За прошедшие десятилетия референдум часто выходил на передний план в качестве эффективного средства преобразования демократии. В эпоху индивидуализации, когда организованное гражданское общество теряет ту значимость, которой оно обладало ранее, многим кажется, что целесообразно напрямую спрашивать мнение населения по спорным делам. Однако после референдумов по Европейской конституции в Нидерландах, Франции и Ирландии любовь к референдумам несколько остыла. Но они все еще пользуются большой популярностью, как показывают референдумы о независимости Каталонии и Шотландии, а также о выходе Великобритании из Европейского Союза. Референдумы и делиберативная демократия родственны тем, что они непосредственно обращаются к мнению простого гражданина. В остальном же они идут вразрез друг с другом: на референдуме всех просят проголосовать по теме, о которой обычно лишь немногие что-то знают, при делиберативной демократии репрезентативную выборку людей просят обсудить тему, о которой они получают всю возможную информацию. На референдуме еще очень часто говорит интуиция, при делиберации говорит просвещенное общественное мнение.

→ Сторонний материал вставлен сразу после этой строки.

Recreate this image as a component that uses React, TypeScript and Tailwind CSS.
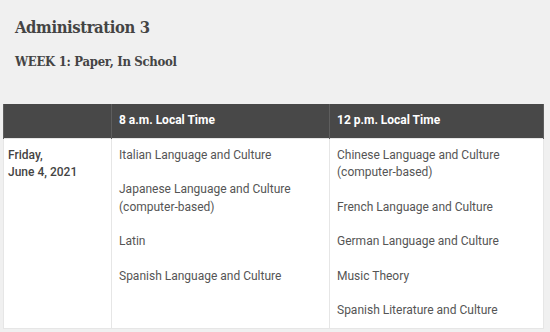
import React from 'react';

// schedule table for administration 3
const col8am = [
    ['Italian Language and Culture'],
    ['Japanese Language and Culture', '(computer-based)'],
    ['Latin'],
    ['Spanish Language and Culture'],
];

const col12pm = [
    ['Chinese Language and Culture', '(computer-based)'],
    ['French Language and Culture'],
    ['German Language and Culture'],
    ['Music Theory'],
    ['Spanish Literature and Culture'],
];

function Exams({ items }: { items: string[][] }) {
    return (
        <div className="flex flex-col gap-[17px]">
            {items.map((lines, i) => (
                <p key={i}>
                    {lines.map((l, j) => (
                        <span key={j} className="block">{l}</span>
                    ))}
                </p>
            ))}
        </div>
    );
}

export default function App() {
    const slab = "font-['DejaVu_Serif',serif] font-stretch-condensed text-[#444] font-bold";
    const thCSS = "text-left align-middle px-[7px] text-white font-bold text-[12px] border-x border-[#5e5e5e]";
    const tdCSS = "align-top pt-[8px] pb-[8px] border border-[#e6e6e6]";

    return (
        <div className="w-[550px] h-[332px] bg-[#f0f0f0] overflow-hidden font-['Roboto',sans-serif]">
            <div className="px-[15px] pt-[15px]">
                <h2 className={`${slab} text-[16.5px] leading-[26px] tracking-[-0.4px]`}>Administration 3</h2>
                <h3 className={`${slab} text-[13px] leading-[20px] mt-[11px] tracking-[-0.3px]`}>WEEK 1: Paper, In School</h3>
            </div>
            <table className="ml-[3px] mt-[32px] w-[541px] border-collapse table-fixed text-[12px] leading-[17.5px]">
                <colgroup>
                    <col className="w-[108px]" />
                    <col className="w-[218px]" />
                    <col />
                </colgroup>
                <thead>
                    <tr className="h-[34px] bg-[#484848]">
                        <th className={thCSS}></th>
                        <th className={thCSS}>8 a.m. Local Time</th>
                        <th className={thCSS}>12 p.m. Local Time</th>
                    </tr>
                </thead>
                <tbody className="bg-white text-[#555]">
                    <tr>
                        <td className={`${tdCSS} pl-[4px] pr-[4px] font-medium text-[#444]`}>
                            Friday,<br />June 4, 2021
                        </td>
                        <td className={`${tdCSS} px-[7px]`}><Exams items={col8am} /></td>
                        <td className={`${tdCSS} px-[7px]`}><Exams items={col12pm} /></td>
                    </tr>
                </tbody>
            </table>
        </div>
    );
}
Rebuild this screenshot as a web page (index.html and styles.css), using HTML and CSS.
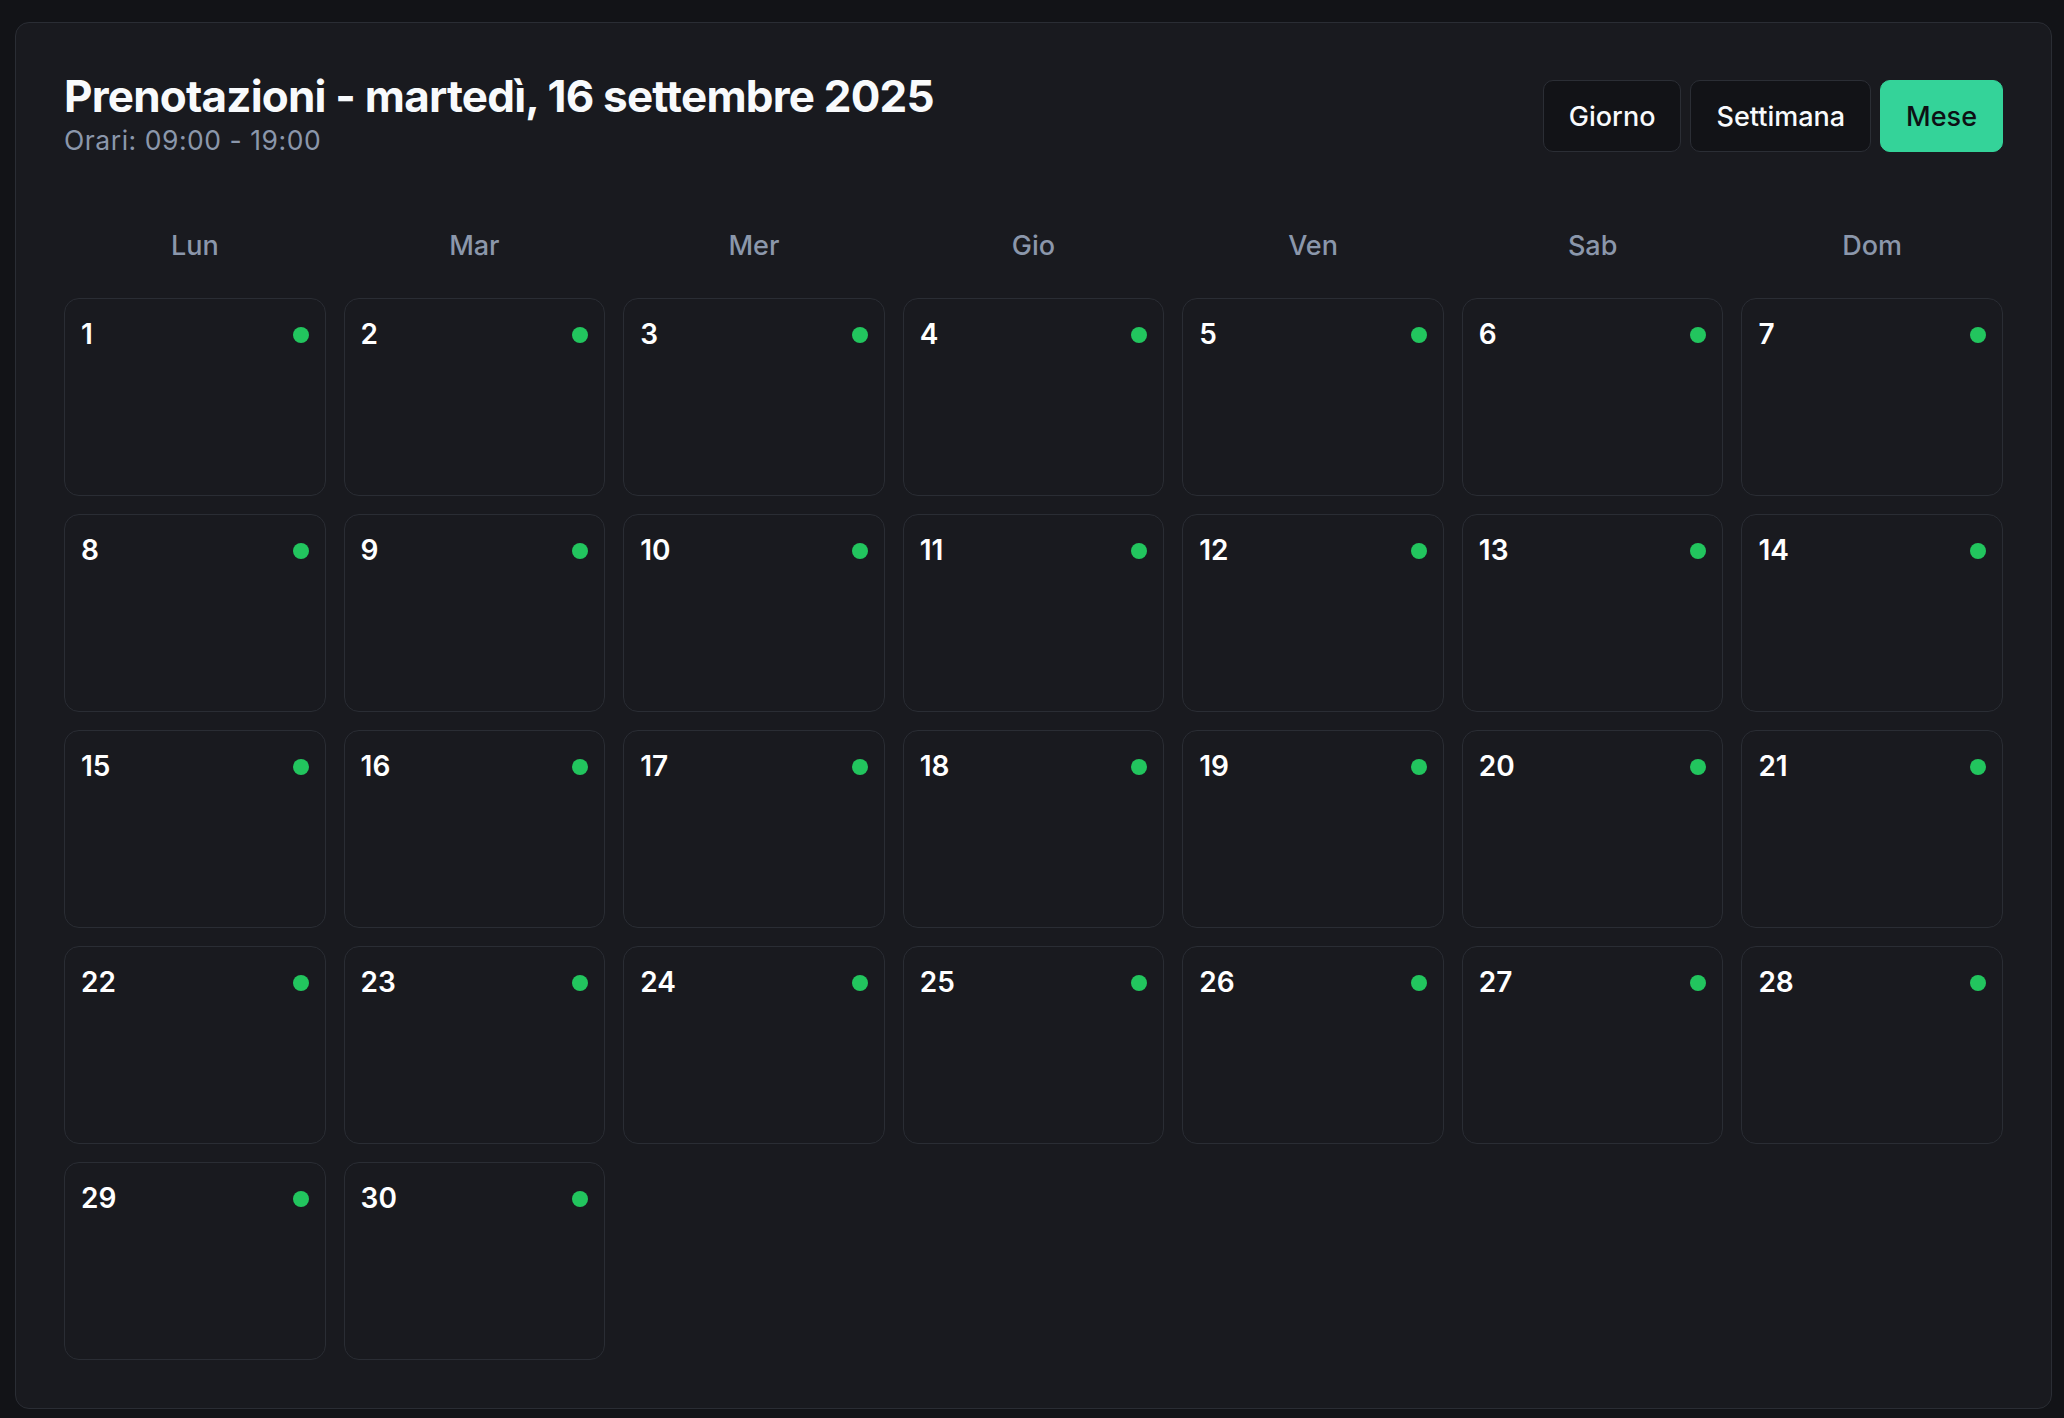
FILE: index.html
```html
<!DOCTYPE html>
<html lang="it">
<head>
<meta charset="utf-8">
<title>Prenotazioni</title>
<link rel="stylesheet" href="styles.css">
</head>
<body>
<main class="panel">
  <header class="header">
    <div class="heading">
      <h1 class="title">Prenotazioni - martedì, 16 settembre 2025</h1>
      <p class="subtitle">Orari: 09:00 - 19:00</p>
    </div>
    <nav class="views">
      <button class="view-btn">Giorno</button>
      <button class="view-btn">Settimana</button>
      <button class="view-btn active">Mese</button>
    </nav>
  </header>
  <div class="weekdays">
    <div class="weekday">Lun</div>
    <div class="weekday">Mar</div>
    <div class="weekday">Mer</div>
    <div class="weekday">Gio</div>
    <div class="weekday">Ven</div>
    <div class="weekday">Sab</div>
    <div class="weekday">Dom</div>
  </div>
  <div class="month">
    <div class="day"><span class="num">1</span><span class="dot"></span></div>
    <div class="day"><span class="num">2</span><span class="dot"></span></div>
    <div class="day"><span class="num">3</span><span class="dot"></span></div>
    <div class="day"><span class="num">4</span><span class="dot"></span></div>
    <div class="day"><span class="num">5</span><span class="dot"></span></div>
    <div class="day"><span class="num">6</span><span class="dot"></span></div>
    <div class="day"><span class="num">7</span><span class="dot"></span></div>
    <div class="day"><span class="num">8</span><span class="dot"></span></div>
    <div class="day"><span class="num">9</span><span class="dot"></span></div>
    <div class="day"><span class="num">10</span><span class="dot"></span></div>
    <div class="day"><span class="num">11</span><span class="dot"></span></div>
    <div class="day"><span class="num">12</span><span class="dot"></span></div>
    <div class="day"><span class="num">13</span><span class="dot"></span></div>
    <div class="day"><span class="num">14</span><span class="dot"></span></div>
    <div class="day"><span class="num">15</span><span class="dot"></span></div>
    <div class="day"><span class="num">16</span><span class="dot"></span></div>
    <div class="day"><span class="num">17</span><span class="dot"></span></div>
    <div class="day"><span class="num">18</span><span class="dot"></span></div>
    <div class="day"><span class="num">19</span><span class="dot"></span></div>
    <div class="day"><span class="num">20</span><span class="dot"></span></div>
    <div class="day"><span class="num">21</span><span class="dot"></span></div>
    <div class="day"><span class="num">22</span><span class="dot"></span></div>
    <div class="day"><span class="num">23</span><span class="dot"></span></div>
    <div class="day"><span class="num">24</span><span class="dot"></span></div>
    <div class="day"><span class="num">25</span><span class="dot"></span></div>
    <div class="day"><span class="num">26</span><span class="dot"></span></div>
    <div class="day"><span class="num">27</span><span class="dot"></span></div>
    <div class="day"><span class="num">28</span><span class="dot"></span></div>
    <div class="day"><span class="num">29</span><span class="dot"></span></div>
    <div class="day"><span class="num">30</span><span class="dot"></span></div>
  </div>
</main>
</body>
</html>
```

FILE: styles.css
```css
* { box-sizing: border-box; }

html, body {
  margin: 0;
  padding: 0;
  background: #121317;
  font-family: Inter, "Noto Sans", sans-serif;
  color: #f8fafc;
}

body {
  padding: 22px 12px 10px 15px;
}

.panel {
  background: #191a1f;
  border: 1px solid #2a2d34;
  border-radius: 14px;
  padding: 48px 48px 48px 48px;
}

.header {
  display: flex;
  justify-content: space-between;
  align-items: flex-start;
  margin-bottom: 55px;
}

.title {
  margin: 0;
  font-size: 44px;
  font-weight: 700;
  letter-spacing: -0.018em;
  line-height: 51px;
  color: #f8fafc;
}

.subtitle {
  margin: 2px 0 0;
  font-size: 26.5px;
  letter-spacing: 0.02em;
  line-height: 32px;
  color: #8b97ab;
}

.views {
  display: flex;
  gap: 9px;
  margin-top: 9px;
}

.view-btn {
  height: 72px;
  padding: 0 25px;
  font-family: inherit;
  font-size: 27px;
  font-weight: 500;
  color: #f8fafc;
  background: #121317;
  border: 1.5px solid #2b2e35;
  border-radius: 10px;
}

.view-btn.active {
  background: #34d399;
  border-color: #34d399;
  color: #0d1014;
}

.weekdays {
  display: grid;
  grid-template-columns: repeat(7, 1fr);
  column-gap: 18px;
  margin-bottom: 18px;
}

.weekday {
  text-align: center;
  padding: 18px 0;
  font-size: 27px;
  font-weight: 500;
  line-height: 33px;
  color: #8b97ab;
}

.month {
  display: grid;
  grid-template-columns: repeat(7, 1fr);
  grid-auto-rows: 198px;
  gap: 18px;
}

.day {
  display: flex;
  justify-content: space-between;
  align-items: flex-start;
  border: 1.5px solid #2a2d34;
  border-radius: 15px;
  padding: 19px 16px 16px 16px;
  background: #191a1f;
}

.num {
  font-size: 28px;
  font-weight: 600;
  line-height: 33px;
  color: #ffffff;
}

.dot {
  width: 16px;
  height: 16px;
  margin-top: 9px;
  border-radius: 50%;
  background: #22c55e;
}
```
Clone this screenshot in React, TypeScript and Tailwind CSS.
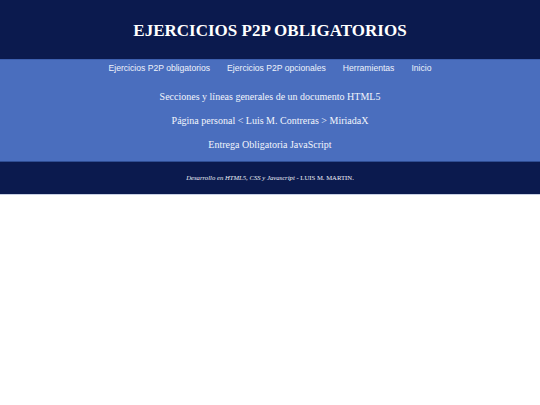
export default function App() {
  return (
    <div className="w-full min-h-[405px] bg-white">
      <header className="h-[59px] bg-[#0b1a4e] flex items-center justify-center pt-[1px]">
        <h1 className="text-white font-bold text-[17px] leading-none font-['Liberation_Serif',serif]">
          EJERCICIOS P2P OBLIGATORIOS
        </h1>
      </header>
      <div className="h-px bg-[#3d5fae]" />
      <section className="bg-[#4a6ebe] flex flex-col pb-[4px]">
        <nav className="h-[17px] flex items-center justify-center gap-[17px] text-[8.6px] text-[#eef2fb] font-['Liberation_Sans',Arial,sans-serif]">
          <span>Ejercicios P2P obligatorios</span>
          <span>Ejercicios P2P opcionales</span>
          <span>Herramientas</span>
          <span>Inicio</span>
        </nav>
        <div className="mt-[8px] flex flex-col items-center text-[10px] text-[#f2f5fc] font-['Liberation_Serif',serif]">
          <p className="h-[24px] leading-[24px]">Secciones y líneas generales de un documento HTML5</p>
          <p className="h-[24px] leading-[24px]">Página personal &lt; Luis M. Contreras &gt; MiriadaX</p>
          <p className="h-[24px] leading-[24px]">Entrega Obligatoria JavaScript</p>
        </div>
      </section>
      <div className="h-px bg-[#2f4d93]" />
      <footer className="h-[32px] bg-[#0b1a4e] flex items-center justify-center text-[6.7px] text-[#eef1f8] font-['Liberation_Serif',serif]">
        <span>
          <em>Desarrollo en HTML5, CSS y Javascript</em> - LUIS M. MARTIN.
        </span>
      </footer>
      <div className="h-px bg-[#c8d0e4]" />
    </div>
  );
}
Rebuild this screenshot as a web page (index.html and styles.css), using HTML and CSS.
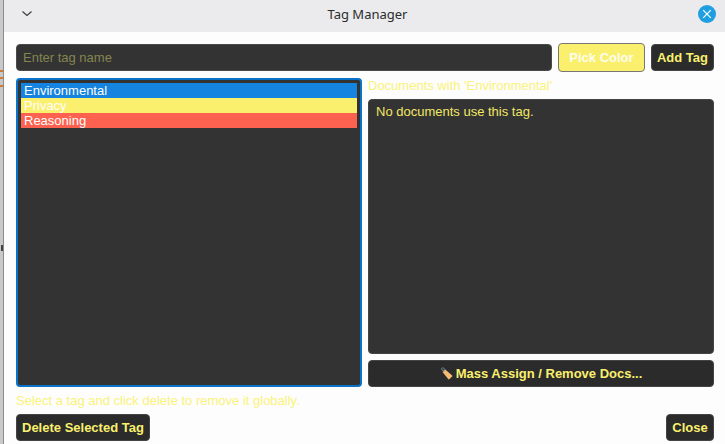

Citizens’ assemblies[80] еще могут выполнить большую работу, но рано или поздно они должны заявить о своих выводах. Это всегда мучительный процесс. Закрытость гражданского обсуждения вдруг попадает на яркий дневной свет общественного пространства. Тогда в лагере политических партий и коммерческих СМИ неизменно появляются страстные оппоненты. Это явление широко распространено и весьма любопытно. Откуда такая неприязнь? Многие ученые и активные политики задаются этим вопросом. В то время как civil society[81] зачастую настроено положительно по отношению к расширению гражданского высказывания – хотя бы потому, что профсоюзы, организации работодателей, молодежные движения, женские организации и другие участники общественной жизни сами делают это на протяжении более чем столетия, – пресса и политики настроены скорее пренебрежительно. Происходит ли это потому, что пресса и политики привыкли служить блюстителями общественного мнения и неохотно выпускают из рук эту привилегию? Это определенно играет свою роль. Потому что пресса и политики принадлежат к старой выборно-представительной системе и, следовательно, с трудом овладевают новыми формами демократии? Может быть и так. Потому что те, кто действует top-down[82], возможно, скорее испытывают неудобство от того, что возникает bottom-up[83]? И это не исключено.
Но здесь играют роль еще и другие факторы. Политические партии опасаются своих избирателей. Хорошо известно, что граждане с недоверием относятся к своим политикам, но что и политики могут с точно таким же недоверием воспринимать своих граждан, пока еще ново. Вспомним исследование Петера Канне, который показал, что девять из десяти политиков подозрительно относятся к гражданскому населению. Если политики в массе своей считают, что население по определению думает иначе, чем они, то не следует удивляться, что они изначально скептически настроены по отношению к его участию.
У средств массовой информации свои сомнения. Делиберативные процессы с отобранными по жребию гражданами зачастую означают интенсивные переживания для самих участников, но плохо подходят к формату современной информации: они происходят медленно, в них нет своих теноров, известных лиц, заметных конфликтов. Граждане просто разговаривают, сидя за круглыми столами, держа под рукой стикеры и фломастеры. Этого мало, чтобы привлечь зрителя. Парламентская демократия – это театр, и иногда она осчастливливает телевидение, но делиберативная демократия содержит мало драматического и с трудом выливается в рассказ. Когда британский «Четвертый канал» (Channel 4) транслировал «Народный парламент» («The People’s Parliament») – серию передач, консультантом которой был Джеймс Фишкин и в которой сотня отобранных по жребию граждан вела дебаты на такие дискуссионные темы, как молодежная преступность и право на забастовку, – вещатель прекратил передавать эту серию уже после нескольких выпусков. Просто она не завладевала вниманием зрителя{106}. Это тоже проясняет сдержанность средств массовой информации.